Kano technical colleges reopen amidst uncertainty on private schools
Kano state government has announced the reopening of all the six technical colleges in the state as part of the gradual reopening of the education sector during the COVID-19 era.
The state Commissioner for Education, Muhammad Sanusi Kiru, who gave the directive, stated that the decision became pertinent to enable final year students prepare for their forthcoming National Business and Technical Education Board (NABTEB) examinations.
Kiru noted that to facilitate the smooth re-opening of the schools, the sum of N15.6 million has been earmarked for students feeding as well as the sum of N860,000 for up-keep of the respective colleges.
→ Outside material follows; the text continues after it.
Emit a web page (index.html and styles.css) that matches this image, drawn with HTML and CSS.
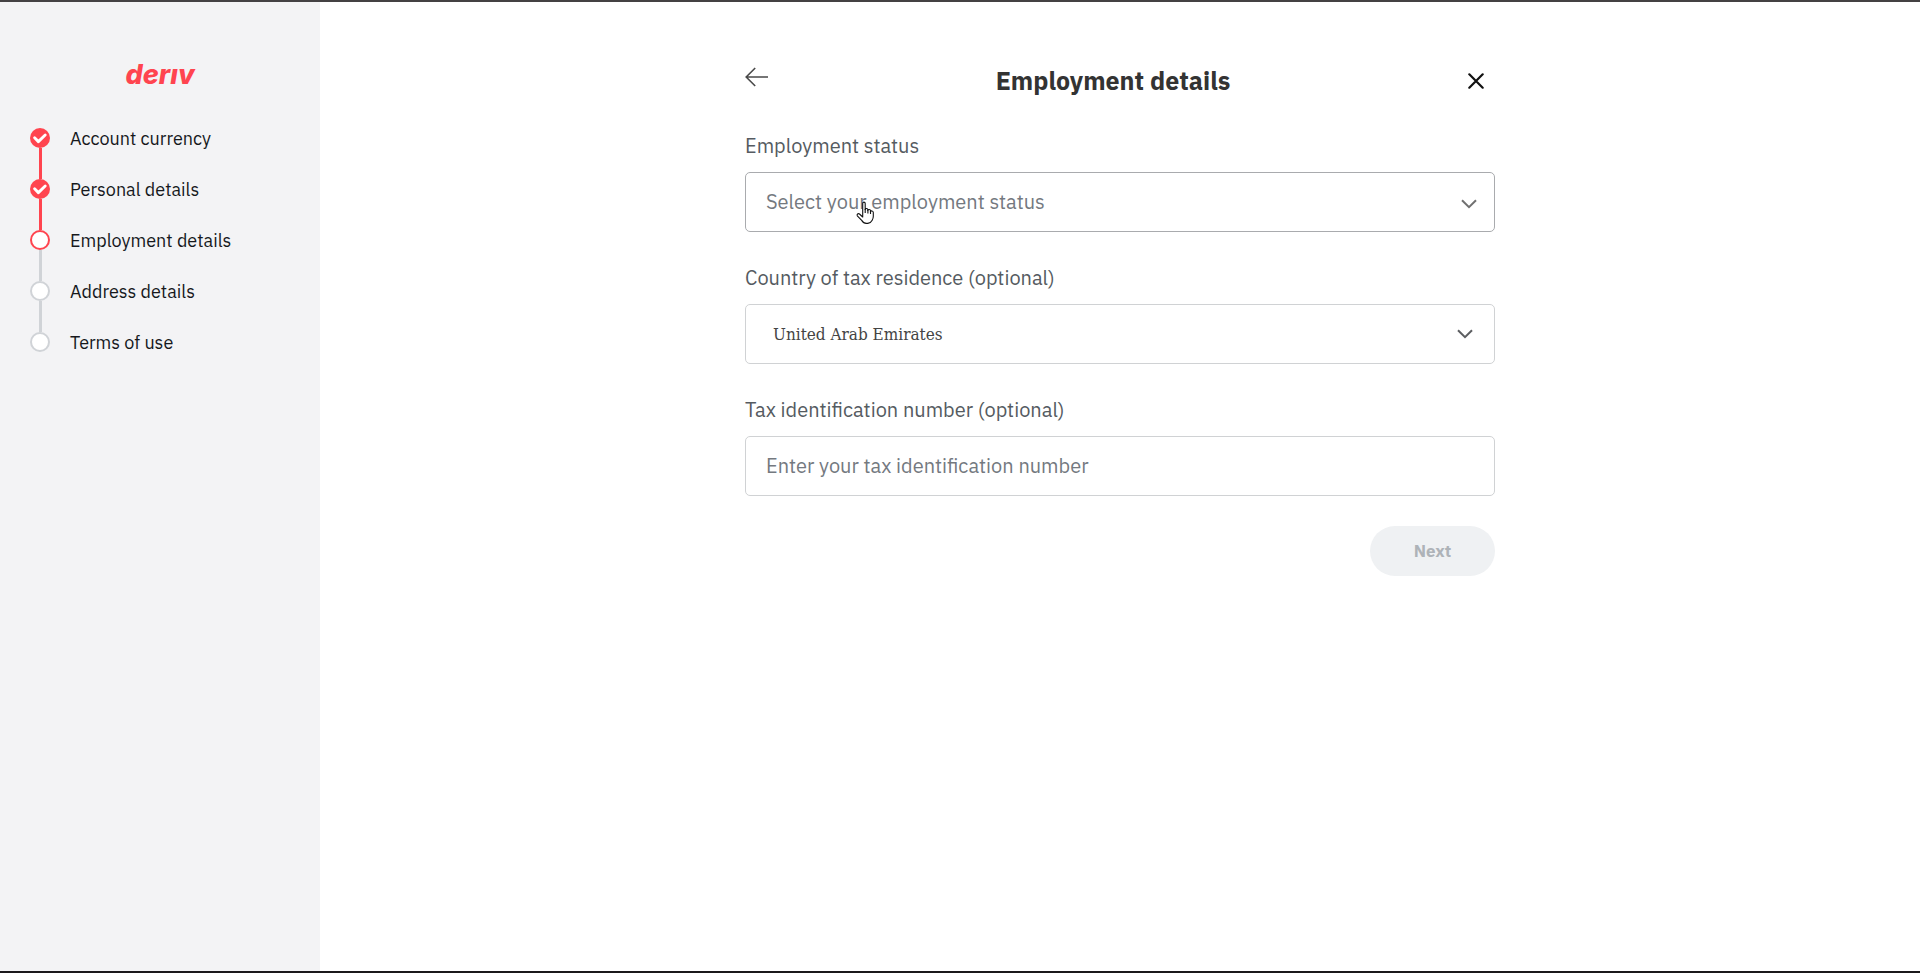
FILE: index.html
```html
<!DOCTYPE html>
<html lang="en">
<head>
  <meta charset="utf-8">
  <meta name="viewport" content="width=device-width, initial-scale=1">
  <title>Employment details</title>
  <link rel="stylesheet" href="styles.css">
</head>
<body>
  <div class="page">
    <aside class="sidebar">
      <div class="logo" role="img" aria-label="deriv">derıv</div>
      <ol class="steps">
        <li class="step step-done">
          <svg class="marker" viewBox="0 0 20 20" aria-hidden="true"><circle cx="10" cy="10" r="10" fill="#ff444f"/><path d="M4.6 9.8l3.8 3.8 6.8-6.6" fill="none" stroke="#fff" stroke-width="2.9" stroke-linecap="round" stroke-linejoin="round"/></svg>
          <span>Account currency</span>
        </li>
        <li class="step step-done">
          <svg class="marker" viewBox="0 0 20 20" aria-hidden="true"><circle cx="10" cy="10" r="10" fill="#ff444f"/><path d="M4.6 9.8l3.8 3.8 6.8-6.6" fill="none" stroke="#fff" stroke-width="2.9" stroke-linecap="round" stroke-linejoin="round"/></svg>
          <span>Personal details</span>
        </li>
        <li class="step" aria-current="step">
          <svg class="marker" viewBox="0 0 20 20" aria-hidden="true"><circle cx="10" cy="10" r="9" fill="#fff" stroke="#ff444f" stroke-width="2"/></svg>
          <span>Employment details</span>
        </li>
        <li class="step">
          <svg class="marker" viewBox="0 0 20 20" aria-hidden="true"><circle cx="10" cy="10" r="9" fill="#fff" stroke="#d0d3d7" stroke-width="2"/></svg>
          <span>Address details</span>
        </li>
        <li class="step">
          <svg class="marker" viewBox="0 0 20 20" aria-hidden="true"><circle cx="10" cy="10" r="9" fill="#fff" stroke="#d0d3d7" stroke-width="2"/></svg>
          <span>Terms of use</span>
        </li>
      </ol>
    </aside>
    <main class="content">
      <form class="form">
        <header class="form-header">
          <button class="icon-button back" type="button" aria-label="Back">
            <svg width="24" height="20" viewBox="0 0 24 20" fill="none" stroke="#4a4a4a" stroke-width="1.6" aria-hidden="true"><path d="M23 10H1M10.2 1l-9 9 9 9"/></svg>
          </button>
          <h1 class="title">Employment details</h1>
          <button class="icon-button close" type="button" aria-label="Close">
            <svg width="16" height="16" viewBox="0 0 16 16" fill="none" stroke="#111" stroke-width="2.2" stroke-linecap="round" aria-hidden="true"><path d="M1.3 1.3l13.4 13.4M14.7 1.3L1.3 14.7"/></svg>
          </button>
        </header>

        <div class="field">
          <label class="label" for="status">Employment status</label>
          <div class="select-wrap">
            <select class="control control-hover" id="status">
              <option>Select your employment status</option>
            </select>
            <svg class="chevron chevron-light" viewBox="0 0 16 10" aria-hidden="true"><path d="M1 1.2l7 7 7-7"/></svg>
            <svg class="pointer" viewBox="0 0 19 24" aria-hidden="true"><path d="M6.7 14V2.500c0-1.900 2.500-1.900 2.500 0v6c.2-1.500 2.600-1.400 2.600.2v.8c.3-1.400 2.700-1.200 2.700.3v.9c.4-1.200 2.800-1 2.800.7v3.800c0 1.600-.4 2.800-1.100 4-.9 1.700-2.200 3-4.400 3.200h-1.600c-2 0-3.400-1.200-4.500-3L1.300 14.800c-.8-1.500.8-2.800 2.200-1.800L6.700 16z" fill="#fff" stroke="#111" stroke-width="1.100" stroke-linejoin="round"/><path d="M9.200 8v4M11.900 9v3.500M14.500 10v3" fill="none" stroke="#111" stroke-width="1.100"/></svg>
          </div>
        </div>

        <div class="field">
          <label class="label" for="country">Country of tax residence (optional)</label>
          <div class="select-wrap">
            <select class="control control-value" id="country">
              <option>United Arab Emirates</option>
            </select>
            <svg class="chevron" viewBox="0 0 16 10" aria-hidden="true"><path d="M1 1.200l7 7 7-7"/></svg>
          </div>
        </div>

        <div class="field">
          <label class="label" for="tin">Tax identification number (optional)</label>
          <input class="control" id="tin" type="text" placeholder="Enter your tax identification number">
        </div>

        <div class="actions">
          <button class="next" type="submit" disabled>Next</button>
        </div>
      </form>
    </main>
  </div>
</body>
</html>
```
FILE: styles.css
```css
* {
  box-sizing: border-box;
}

body {
  margin: 0;
  font-family: "IBM Plex Sans", "Noto Sans", sans-serif;
  color: #16181c;
  background: #fff;
}

.page {
  display: flex;
  min-height: 100vh;
  border-top: 2px solid #444143;
  border-bottom: 2px solid #1b191b;
}

.sidebar {
  flex: 0 0 320px;
  padding: 55px 30px;
  background: #f3f3f5;
}

.logo {
  margin-bottom: 30px;
  font: italic 800 27px/36px Inter, sans-serif;
  color: #ff444f;
  text-align: center;
}

.steps {
  margin: 0;
  padding: 0;
  list-style: none;
}

.step {
  display: flex;
  gap: 20px;
  align-items: center;
  height: 30px;
  margin-bottom: 21px;
  font-size: 18px;
  position: relative;
}

.step:not(:last-child)::after {
  content: "";
  position: absolute;
  top: 25px;
  left: 9px;
  width: 3px;
  height: 31px;
  background: #d0d3d7;
}

.step-done:not(:last-child)::after {
  background: #ff444f;
}

.marker {
  flex: none;
  width: 20px;
  height: 20px;
}

.content {
  flex: 1;
  padding: 58px 24px;
}

.form {
  max-width: 750px;
  margin: 0 auto;
}

.form-header {
  display: flex;
  justify-content: space-between;
  align-items: center;
  margin-bottom: 28px;
}

.icon-button {
  display: flex;
  justify-content: center;
  padding: 0;
  border: 0;
  background: none;
}

.back {
  width: 24px;
  padding-bottom: 8px;
}

.close {
  width: 38px;
}

.title {
  margin: 0;
  font-size: 25px;
  line-height: 42px;
  font-weight: 700;
  color: #333;
}

.field {
  margin-bottom: 30px;
}

.label {
  display: block;
  margin-bottom: 10px;
  font-size: 20px;
  line-height: 32px;
  color: #555b61;
}

.select-wrap {
  position: relative;
}

.control {
  display: block;
  width: 100%;
  height: 60px;
  padding: 0 20px 2px;
  border: 1px solid #d0d2d4;
  border-radius: 5px;
  appearance: none;
  background: #fff;
  font-family: inherit;
  font-size: 20px;
  color: #74797f;
}

.control::placeholder {
  color: #74797f;
  opacity: 1;
}

.control-hover {
  border-color: #a9abae;
}

.control-value {
  padding: 0 27px;
  font-family: "DejaVu Serif Condensed", "DejaVu Serif", serif;
  font-size: 17px;
  color: #444;
}

.chevron {
  position: absolute;
  top: 25px;
  right: 22px;
  width: 16px;
  height: 10px;
  fill: none;
  stroke: #5c5e61;
  stroke-width: 2;
  pointer-events: none;
}

.chevron-light {
  right: 18px;
  top: 27px;
  stroke: #707070;
}

.pointer {
  position: absolute;
  top: 29px;
  left: 111px;
  width: 19px;
  height: 24px;
  pointer-events: none;
}

.actions {
  display: flex;
  justify-content: flex-end;
}

.next {
  min-width: 125px;
  height: 50px;
  border: 0;
  border-radius: 25px;
  background: #eff1f3;
  font-family: inherit;
  font-size: 17px;
  font-weight: 700;
  color: #aeb3b8;
}
```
The reopening of technical schools came when owners of private schools in the state are lamenting over deafening silent of government on the clear direction on the resumption of academic activities at private schools.
Kiru, who pointed out that like the grace granted the conventional students, explained that Governor Abdullah Umar Ganduje approved the resumption of technical academics to enable the SS3 students to exit the final year studies.
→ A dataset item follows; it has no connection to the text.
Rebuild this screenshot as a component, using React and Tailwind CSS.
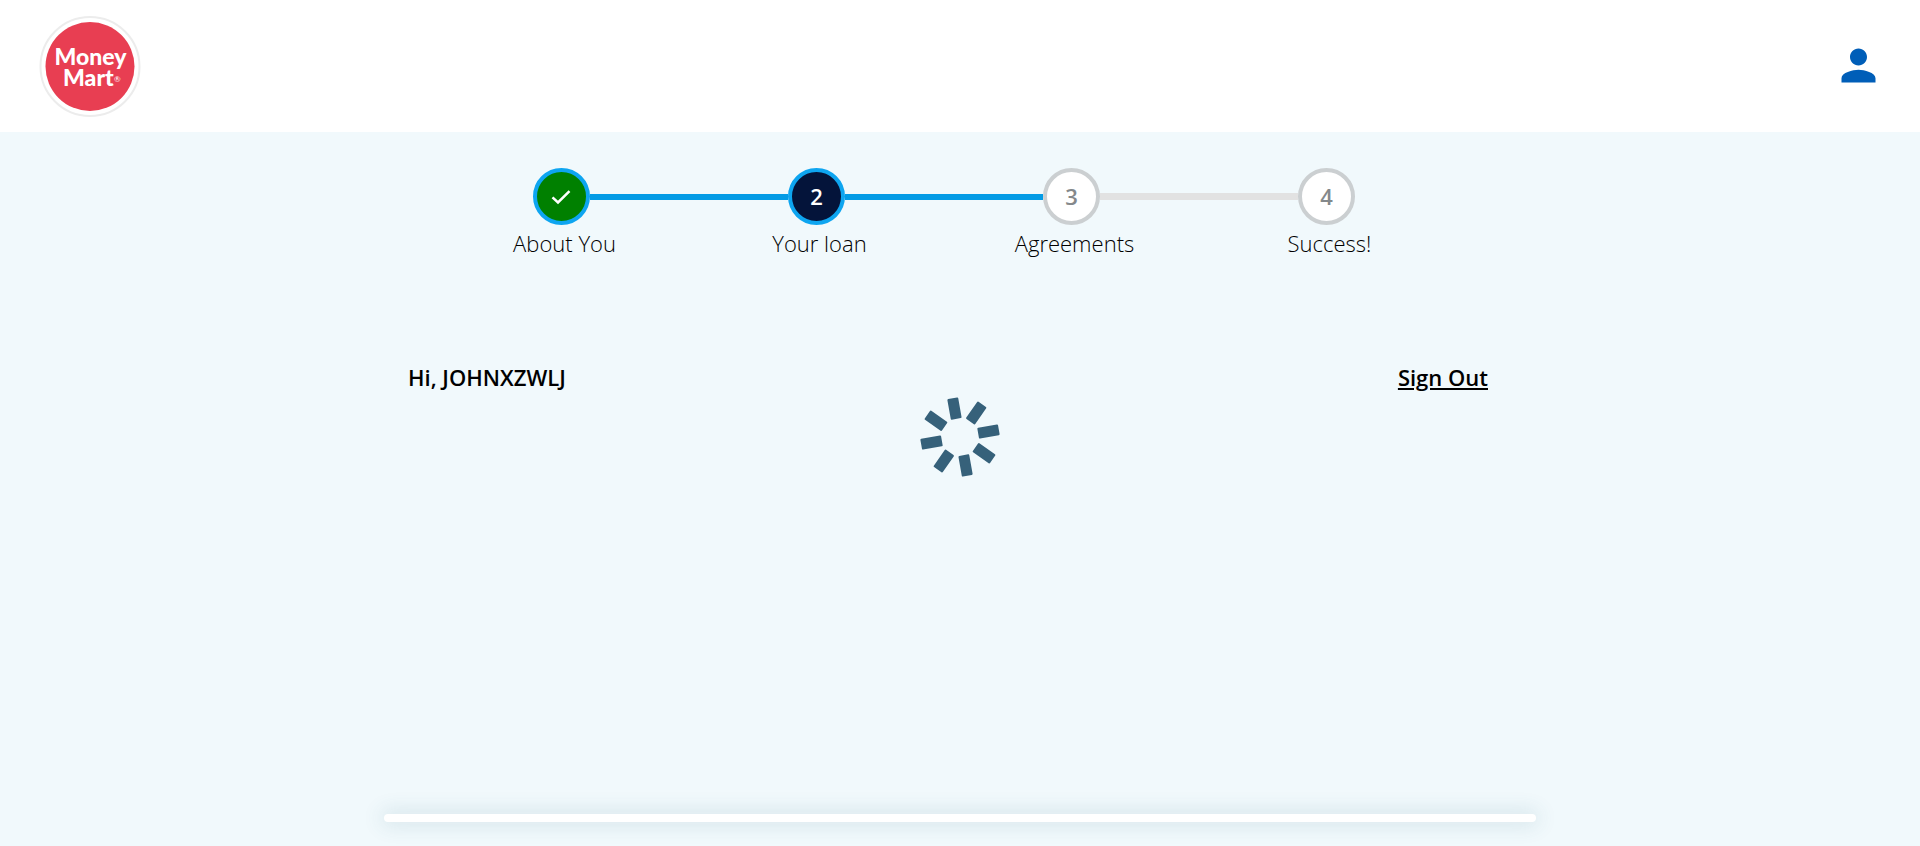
import React from "react";

const steps = [
  { label: "About You", state: "done", before: "bg-transparent", after: "h-1.5 bg-[#039be5]" },
  { label: "Your loan", state: "current", before: "h-1.5 bg-[#039be5]", after: "h-1.5 bg-[#039be5]" },
  { label: "Agreements", state: "todo", before: "h-1.5 bg-[#039be5]", after: "h-[7px] bg-[#e2e2e2]" },
  { label: "Success!", state: "todo", before: "h-[7px] bg-[#e2e2e2]", after: "bg-transparent" },
];

const circleStyles = {
  done: "border-[#0ea5f0] bg-[#008000] text-white",
  current: "border-[#0ea5f0] bg-[#04143a] text-white",
  todo: "border-[#cbcfd1] bg-white text-[#84888b]",
};

const spokes = [0, 45, 90, 135, 180, 225, 270, 315];

function Logo() {
  return (
    <svg className="size-[102px]" viewBox="0 0 102 102" role="img" aria-label="Money Mart">
      <circle cx="51" cy="51.5" r="49.5" fill="#fff" stroke="#ececec" strokeWidth="2" />
      <circle cx="51" cy="51.5" r="44.5" fill="#e83e52" />
      <g fill="#fff" fontFamily="Lato, sans-serif" fontWeight="900">
        <text x="51.5" y="50" fontSize="23" textAnchor="middle">Money</text>
        <text x="24" y="71" fontSize="23">Mart</text>
        <text x="75" y="67" fontSize="8" fontWeight="400">®</text>
      </g>
    </svg>
  );
}

function Step({ step, number }) {
  return (
    <li className="flex flex-1 flex-col" aria-current={step.state === "current" ? "step" : undefined}>
      <div className="flex items-center">
        <span className={`flex-1 ${step.before}`} />
        <span
          className={`flex size-[57px] items-center justify-center rounded-full border-4 text-[22px] font-semibold ${circleStyles[step.state]}`}
        >
          {step.state === "done" ? (
            <svg className="size-6" viewBox="0 0 24 24" fill="none" stroke="currentColor" strokeWidth="2.5" aria-label="Completed">
              <path d="M2.5 12.3 8 17.5 19.5 6.2" />
            </svg>
          ) : (
            number
          )}
        </span>
        <span className={`flex-1 ${step.after}`} />
      </div>
      <span className="pt-1 pl-1.5 text-center text-[22px] leading-7 font-light text-black">{step.label}</span>
    </li>
  );
}

function Spinner() {
  return (
    <svg className="size-20" viewBox="-40 -40 80 80" fill="#36617a" role="status" aria-label="Loading">
      {spokes.map((angle) => (
        <rect key={angle} x="-6" y="-39.5" width="11" height="21" rx="1" transform={`rotate(${angle - 10})`} />
      ))}
    </svg>
  );
}

export default function App() {
  return (
    <div className="min-h-screen bg-[#f1f9fc] font-['Open_Sans',sans-serif] text-black">
      <header className="flex h-[132px] items-center justify-between bg-white px-9 pb-px">
        <a href="#home" className="ml-[3px]">
          <Logo />
        </a>
        <button type="button" aria-label="Account">
          <svg className="size-[51px]" viewBox="0 0 24 24" fill="#005eb8">
            <path d="M12 12c2.21 0 4-1.79 4-4s-1.79-4-4-4-4 1.79-4 4 1.79 4 4 4zm0 2c-2.67 0-8 1.34-8 4v2h16v-2c0-2.66-5.33-4-8-4z" />
          </svg>
        </button>
      </header>
      <main className="mx-auto w-3/5 pt-9">
        <nav aria-label="Progress" className="pr-8">
          <ol className="mx-auto flex max-w-[1020px]">
            {steps.map((step, index) => (
              <Step key={step.label} step={step} number={index + 1} />
            ))}
          </ol>
        </nav>
        <div className="flex justify-between pt-[104px] pr-12 pb-1 pl-6 text-[22px] leading-8 font-semibold">
          <p>Hi, JOHNXZWLJ</p>
          <a href="#sign-out" className="underline">Sign Out</a>
        </div>
        <div className="flex justify-center">
          <Spinner />
        </div>
        <section className="mt-[337px] h-2 rounded bg-white shadow-[0_0_20px_3px_rgba(54,110,130,0.16)]" />
      </main>
    </div>
  );
}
Besides, the Commissioner disclosed the has directed for the immediate payment of the NABTEB examinations fees of all the SSS 3 students in the technical schools.
The commissioner reminded that government has provided all the required Personal Protective Equipment (PPE’s) to all the students to ensure strict adherence to Covid-19 protocols.
The statement signed by Aliyu Yusuf, spokesperson of the Ministry, said the government has directed the Executive Secretary of the Board to facilitate all necessary protocols and measures to ensure the smooth resumption of students.
Chairman of Association of Model Islamic Schools (AMIS), Kano state chapter, Engr. Aliyu Bashir expressed worry that despite the critical stake of private schools in the nation’s education system, the operators are being left in the dark.
Engr. Bashir who lamented huge loss already incurred by proprietors in the last six months of lockdown occasioned by COVID-19 pandemic regretted that there was no clear policy direction from the state government on when and how private schools would resume academics.
He urged the state government to consider the plight of public schools in the scheme of arrangement in the interest of public.
“Many proprietors are seriously indebted to banks already. Several of our members have disengaged staff because we cannot pay salaries. Those who manage to pay are not paying half. Most of us are occupying rented apartments and our rent is overdue. We don’t know how to pay because there is no means. Yet parents are owing.
“To make the matter worse, the government has not said anything about out worsening condition as if we are contributing nothing to body of knowledge, to employment opportunity and even revenue generation of the government. Nobody is saying anything when the private schools will resume, which of the term and how do we resume the session. We are currently at the crossroad,” Engr. Bashir worried.